The decision matters because it illustrates the tensions between energy policy, economic survival strategies, and state control in a heavily sanctioned economy. For many Venezuelans, crypto mining had become a way to leverage subsidized power into income streams in foreign currencies or digital assets, partly offsetting inflation and currency instability. Shutting down this avenue may exacerbate economic hardship for some households and businesses, while reasserting the state’s monopoly over high-intensity energy consumption.

From an infrastructure perspective, curbing mining could free up some capacity and reduce localized stress on distribution networks, especially in areas where transformers and lines were not designed for sustained high loads. However, systemic issues—aging generation assets, maintenance backlogs, and transmission bottlenecks—will not be resolved solely by eliminating mining-related demand.

Regionally, the move fits into a broader pattern of governments in Latin America and beyond reassessing crypto mining’s viability amid energy constraints and environmental concerns. It may also signal to foreign investors and partners that Venezuela is willing to reallocate scarce electricity toward industrial or social priorities, though persistent rationing and governance concerns will temper confidence.

Outlook & Way Forward

In the short term, enforcement actions against known or suspected mining farms are likely, potentially including confiscation of equipment, fines, and arrests. Some miners will attempt to continue operations clandestinely, possibly resorting to electricity theft or bribery to maintain connections, which could further destabilize local grids and complicate enforcement.
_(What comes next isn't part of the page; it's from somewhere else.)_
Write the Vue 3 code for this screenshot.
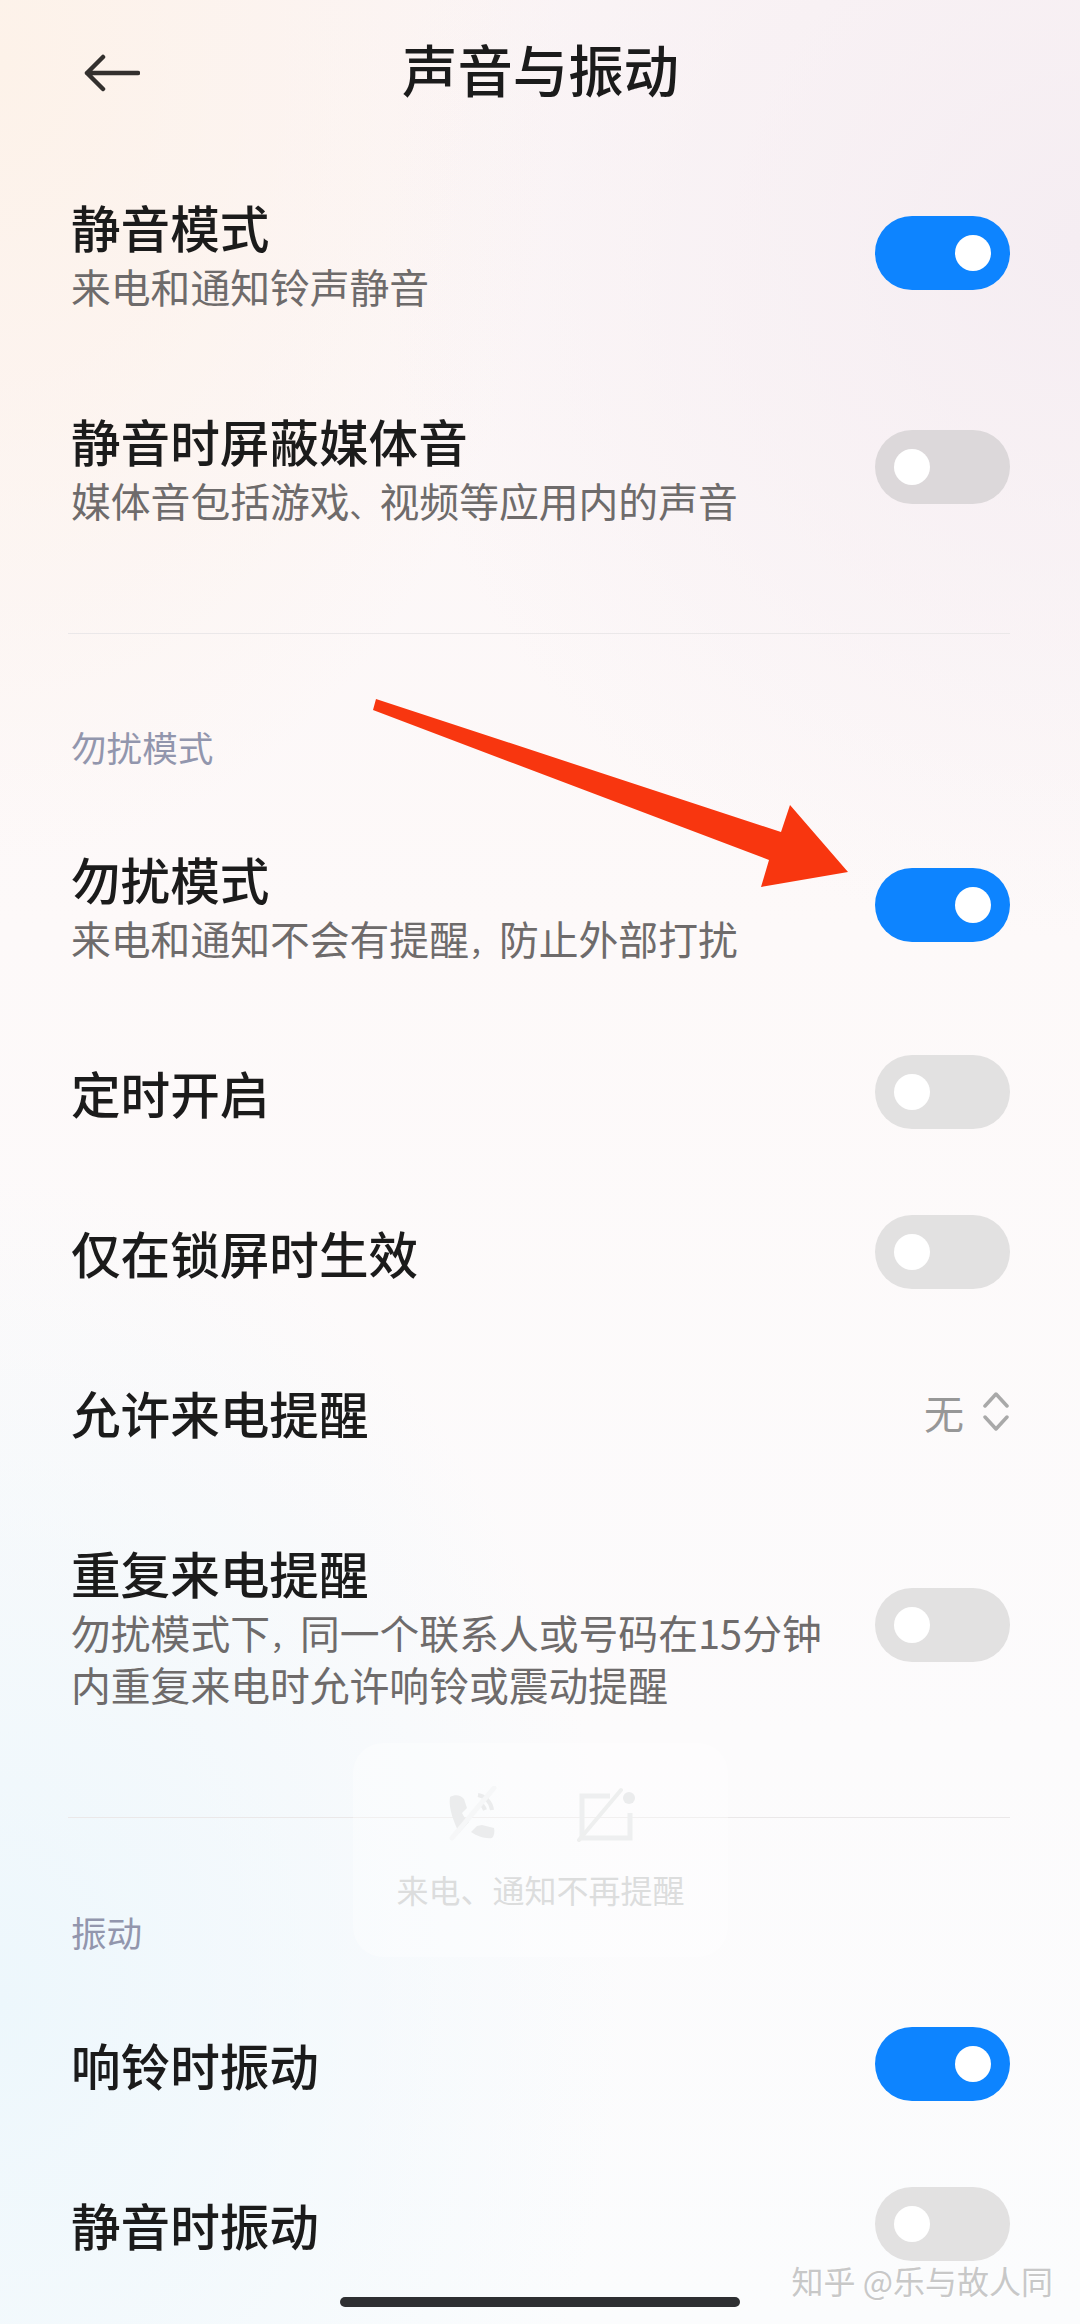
<template>
  <div class="page">
    <header class="topbar">
      <svg class="back" width="56" height="40" viewBox="0 0 56 40">
        <path d="M3 20H54M19 4L3 20L19 36" fill="none" stroke="#33302e" stroke-width="4.5" stroke-linecap="round" stroke-linejoin="round" />
      </svg>
      <h1>声音与振动</h1>
    </header>

    <section v-for="group in groups" :key="group.id" :class="['group', group.id]">
      <template v-if="group.label">
        <div class="rule"></div>
        <div class="label">{{ group.label }}</div>
      </template>

      <div v-for="row in group.rows" :key="row.title" :class="['row', row.size]">
        <div class="row-text">
          <div class="row-title">{{ row.title }}</div>
          <div v-if="row.sub" class="row-sub">
            <span v-for="(part, i) in splitPunct(row.sub)" :key="i" :class="{ punct: part.punct }">{{ part.text }}</span>
          </div>
        </div>

        <div v-if="row.value" class="picker">
          <span>{{ row.value }}</span>
          <svg width="28" height="40" viewBox="0 0 28 40">
            <path d="M3 14L14 2L25 14M3 25L14 37L25 25" fill="none" stroke="#a9a9a9" stroke-width="3.5" stroke-linecap="round" stroke-linejoin="round" />
          </svg>
        </div>
        <div v-else :class="['switch', { on: row.on, tint: row.tint }]"><i></i></div>
      </div>
    </section>

    <svg class="arrow" width="1080" height="900" viewBox="0 0 1080 900">
      <polygon points="376,699 373,710 769,860 761,887 848,872 790,805 781,832" fill="#f8360f" />
    </svg>

    <div class="toast">
      <div class="toast-icons">
        <svg width="56" height="56" viewBox="0 0 56 56">
          <path d="M3 11c5-3 11-2 14 2l3 9-5 5c2 4 4 7 7 9l-10 11C8 38 1 23 3 11z" fill="#ebeced" />
          <path d="M31 9c7 1 13 7 14 15M33 18c3 1 4 3 5 6" fill="none" stroke="#ebeced" stroke-width="4" />
          <path d="M24 46l6-6 5-1 12 3c1 4 0 8-2 10-7 1-15-2-21-6z" fill="#ebeced" />
          <path d="M5 52L47 2" stroke="#f6f7f8" stroke-width="5" stroke-linecap="round" />
        </svg>
        <svg width="60" height="56" viewBox="0 0 60 56">
          <path d="M33 10H5V52H53V27" fill="none" stroke="#eeeff0" stroke-width="5" />
          <path d="M2 54L44 4" stroke="#eeefef" stroke-width="4" stroke-linecap="round" />
          <circle cx="52" cy="12" r="6" fill="#ebeced" />
        </svg>
      </div>
      <div class="toast-text">来电、通知不再提醒</div>
    </div>

    <div class="watermark">知乎 @乐与故人同</div>
    <div class="home-bar"></div>
  </div>
</template>

<script setup>
const groups = [
  {
    id: 'sound',
    rows: [
      { title: '静音模式', sub: '来电和通知铃声静音', on: true, size: 'two' },
      { title: '静音时屏蔽媒体音', sub: '媒体音包括游戏、视频等应用内的声音', on: false, tint: true, size: 'two' }
    ]
  },
  {
    id: 'dnd',
    label: '勿扰模式',
    rows: [
      { title: '勿扰模式', sub: '来电和通知不会有提醒，防止外部打扰', on: true, size: 'two' },
      { title: '定时开启', on: false },
      { title: '仅在锁屏时生效', on: false },
      { title: '允许来电提醒', value: '无' },
      {
        title: '重复来电提醒',
        sub: '勿扰模式下，同一个联系人或号码在15分钟\n内重复来电时允许响铃或震动提醒',
        on: false,
        size: 'three'
      }
    ]
  },
  {
    id: 'vibrate',
    label: '振动',
    rows: [
      { title: '响铃时振动', on: true },
      { title: '静音时振动', on: false }
    ]
  }
];

// the phone's font sets punctuation narrower than a full em
const splitPunct = (text) =>
  text
    .split(/([，、])/)
    .filter(Boolean)
    .map((part) => ({ text: part, punct: part === '，' || part === '、' }));
</script>

<style>
html,
body {
  margin: 0;
  background: #fdf9f9;
}
</style>

<style scoped>
.page {
  position: relative;
  width: 1080px;
  height: 2324px;
  overflow: hidden;
  box-sizing: border-box;
  padding: 0 70px 0 71px;
  color: #1b1b1b;
  font-family: "Noto Sans CJK SC", "Noto Sans", sans-serif;
  background:
    radial-gradient(620px 820px at 0 2000px, #edf7fc 0, rgba(237, 247, 252, 0) 100%),
    radial-gradient(700px 700px at 1080px 240px, #f5edf2 0, rgba(245, 237, 242, 0) 100%),
    radial-gradient(560px 800px at 0 60px, #fdf2e9 0, rgba(253, 242, 233, 0) 100%),
    linear-gradient(180deg, #fbf5f6 0, #fdf9f9 40%, #fcfbfc 75%, #fbfcfd 100%);
}

.topbar {
  position: relative;
  height: 146px;
  display: flex;
  align-items: flex-start;
  justify-content: center;
}

.topbar h1 {
  margin: 32px 0 0;
  font-size: 55.4px;
  line-height: 72px;
  font-weight: 500;
}

.back {
  position: absolute;
  left: 13px;
  top: 53px;
}

.row {
  display: flex;
  align-items: center;
  justify-content: space-between;
  height: 160px;
}

.row.two {
  height: 214px;
}

.row.three {
  height: 266px;
}

.row-title {
  font-size: 49.6px;
  line-height: 64px;
  font-weight: 500;
}

.row-sub {
  margin-top: 2px;
  font-size: 39.8px;
  line-height: 52px;
  color: #6e6b6b;
  white-space: pre-line;
}

.punct {
  font-size: 30px;
  line-height: 1;
}

.switch {
  flex: none;
  width: 135px;
  height: 74px;
  border-radius: 37px;
  background: #e2e1e1;
  display: flex;
  align-items: center;
  padding: 0 19px;
  box-sizing: border-box;
}

.switch i {
  width: 36px;
  height: 36px;
  border-radius: 50%;
  background: #fff;
}

.switch.on {
  background: #0d84ff;
  justify-content: flex-end;
}

.switch.tint {
  background: #dcd8da;
}

.picker {
  display: flex;
  align-items: center;
  gap: 18px;
  font-size: 40px;
  color: #979797;
}

.rule {
  height: 1px;
  background: #ebe8e9;
  margin: 59px 0 0 -3px;
}

.label {
  margin-top: 91px;
  height: 73px;
  font-size: 35.6px;
  line-height: 44px;
  color: #9296ad;
}

.vibrate .label {
  margin-top: 92px;
  height: 74px;
}

.arrow {
  position: absolute;
  left: 0;
  top: 0;
}

.toast {
  position: absolute;
  left: 353px;
  top: 1743px;
  width: 375px;
  height: 214px;
  box-sizing: border-box;
  padding-top: 43px;
  border-radius: 30px;
  background: rgba(255, 255, 255, 0.35);
  text-align: center;
}

.toast-icons {
  display: flex;
  justify-content: center;
  gap: 74px;
  height: 56px;
  padding-left: 3px;
}

.toast-text {
  margin-top: 25px;
  font-size: 32px;
  line-height: 44px;
  color: #dcdddd;
}

.watermark {
  position: absolute;
  right: 27px;
  top: 2260px;
  font-size: 32px;
  line-height: 40px;
  color: #c8c8c8;
  text-shadow: 1px 1px 0 #fff;
}

.home-bar {
  position: absolute;
  left: 340px;
  top: 2297px;
  width: 400px;
  height: 10px;
  border-radius: 5px;
  background: #2e2f32;
}
</style>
Authorities will promote the recovery plan for the National Electric System as a roadmap to improved reliability, citing planned investments and upgrades. Analysts should watch for concrete project announcements, financing arrangements, and measurable changes in outage frequency and duration as indicators of genuine progress versus rhetorical positioning.
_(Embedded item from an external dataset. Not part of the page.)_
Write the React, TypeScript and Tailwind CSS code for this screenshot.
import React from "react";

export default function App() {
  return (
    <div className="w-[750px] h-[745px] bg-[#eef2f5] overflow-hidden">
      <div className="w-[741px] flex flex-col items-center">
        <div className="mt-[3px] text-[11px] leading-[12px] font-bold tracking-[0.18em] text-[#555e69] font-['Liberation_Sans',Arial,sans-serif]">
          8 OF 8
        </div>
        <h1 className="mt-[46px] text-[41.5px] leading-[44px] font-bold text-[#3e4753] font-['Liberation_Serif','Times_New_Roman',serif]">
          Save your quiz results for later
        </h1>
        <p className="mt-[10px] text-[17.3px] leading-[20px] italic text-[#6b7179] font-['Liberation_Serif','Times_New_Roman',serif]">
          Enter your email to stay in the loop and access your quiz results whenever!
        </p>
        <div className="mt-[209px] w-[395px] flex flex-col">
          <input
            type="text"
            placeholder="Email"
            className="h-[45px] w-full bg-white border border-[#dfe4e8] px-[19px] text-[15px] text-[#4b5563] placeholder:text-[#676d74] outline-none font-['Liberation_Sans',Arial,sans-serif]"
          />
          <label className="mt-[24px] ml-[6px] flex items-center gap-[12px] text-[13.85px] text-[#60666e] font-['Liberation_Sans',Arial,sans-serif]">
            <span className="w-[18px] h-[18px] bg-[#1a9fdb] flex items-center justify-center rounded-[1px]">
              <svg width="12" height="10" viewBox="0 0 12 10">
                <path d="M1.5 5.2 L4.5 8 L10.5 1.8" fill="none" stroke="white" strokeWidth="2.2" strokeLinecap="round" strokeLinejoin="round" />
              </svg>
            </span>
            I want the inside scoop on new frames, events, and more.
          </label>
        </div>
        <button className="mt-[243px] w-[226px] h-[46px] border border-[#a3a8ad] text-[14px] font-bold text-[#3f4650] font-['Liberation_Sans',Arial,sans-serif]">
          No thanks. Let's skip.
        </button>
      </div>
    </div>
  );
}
Over the medium term, the sustainability of the mining ban and the broader power sector reform will depend on political stability, access to capital, and the ability to reduce technical and non-technical losses (including theft and inefficiencies). If infrastructure improvements lag and rationing persists, public frustration may grow, especially if citizens perceive that sacrifices such as the loss of mining income are not yielding tangible benefits. Conversely, if the grid’s performance modestly improves and industrial users gain more predictable supply, the government may leverage this narrative domestically and in negotiations over sanctions relief. The interplay between energy policy, digital economies, and geopolitical constraints will remain a critical lens for assessing Venezuela’s trajectory.